Chapter 1
Alexander / Marc:
It was August in Paris and the city was muggy and entirely unpleasant. The sun beat down mercilessly. Heat radiated from the sidewalk. Most Parisians had taken advantage of their generous vacation allowances and headed somewhere cooler.
Of course Paris was always crowded with tourists, but there were never any that ventured to this downtrodden corner in the banlieu. Saint Denis had been one of the epicenters of the riots that had rocked France ten years ago. It teemed with poor immigrants from the former French colonies in North Africa, desperate in their search for peace, prosperity and the French way of life. Liberté, égalité, fraternité, the Republic’s founders had called it.
Yet in this corner of the city, the dream seemed distant. Unemployment was over twenty percent. Massive, crumbling low-income housing projects constructed by the French government quarantined the poor, as if poverty were a contagious disease. Gangs flourished where the law had failed. Until the riots, all of France was happy to pretend that places like Saint Denis and Clichy-sous-Bois didn’t exist.
It was a perfect place to find a bar and take refuge while the plan I’d set in motion unfolded in a much more prosperous part of the city.
I had to admit it chafed that I wasn’t part of the operation. In the early days, I’d have been on the frontlines with a gun in my hand. Now though, the risks were too great. If I died, everything I spent my entire life working for would fade. That could not happen. I didn’t care for my own safety; I hadn’t since my seventeenth birthday, when the truth of who I was had been revealed to me, but my plans were of vital importance.

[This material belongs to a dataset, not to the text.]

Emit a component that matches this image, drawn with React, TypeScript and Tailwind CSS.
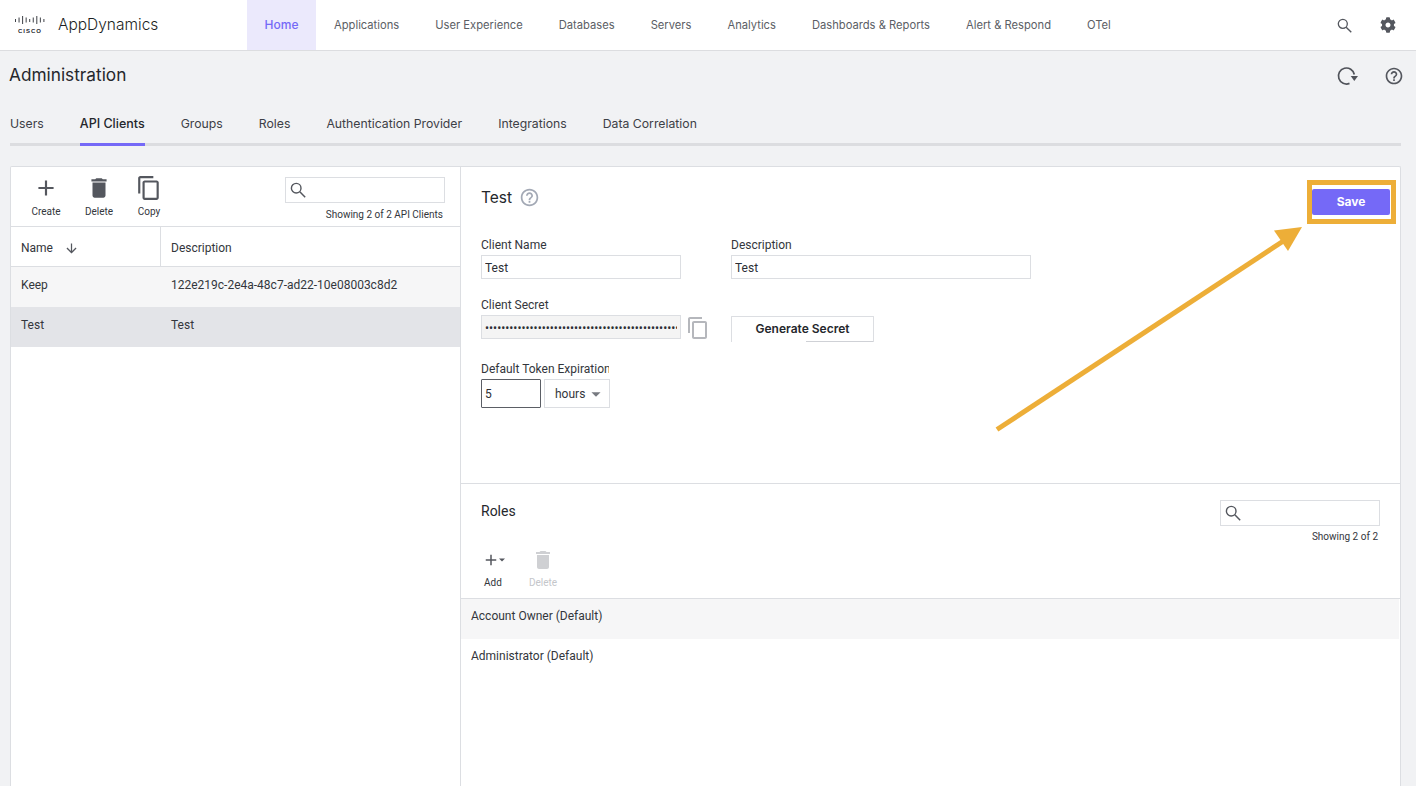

“You are sulking, Marc,” the man sitting next to me at the bar rumbled. Grey stubble covered his face as he scratched his chin in a familiar gesture that had me smiling to myself.
Jean-Luc was right. “Am I that obvious?” I asked wryly. I took a reflexive look around the bar to make sure our conversation wasn’t being overheard. Even though Jean-Luc was a professional and had called me Marc, preserving my cover, I was still fanatical about secrecy. The stakes were too high.
“ Mais oui, but only to an old friend.” Jean-Luc took a sip of his beer.
In this particular bar in Saint Denis where I was a semi-regular, I was a two-bit thief named Marc. The bartenders here had seen me in rags and they’d seen me in suits that cost thousands of euros. They were under the impression that my clothes swung with my fortunes.
Jean-Luc had devised that cover, the wily old tactician. It was remarkably effective, but then again, Jean-Luc was my second-in-command for the most important portion of my multi-billion dollar empire. He was brilliant at his job.
“Everything is all set?” I asked, not for the first time that evening.
“Relax, Marc,” he muttered. “We have planned for every contingency, you and me.”
Of course we couldn’t plan for every contingency. We had two failed attempts on Stanislav Durov’s life to remind us of that. The first time we’d failed, we’d tried to kill him in his home country of Russia. That had been a mistake. We’d used mercenaries and the cost had been high, both in dollars and in lives. Another attempt had been made when he had been on vacation in the Caribbean. That too had failed.
About the only reassuring thing was that Durov hadn’t traced the attempts to my door. But why would he? I was trusted .
My phone rang. I looked at the display and drew back in instinctive revulsion. Dylan . I slid off my stool and headed to the door. This call I definitely didn’t want anyone to overhear.
“ Oui? ” My tone was curt as I answered. I’d no need to pretend with Dylan. Our conversations were always fraught with tension.
“Speak English goddamnit,” he huffed irritably from the other end.
I rolled my eyes. “What do you want?” I had no time for idle chit-chat.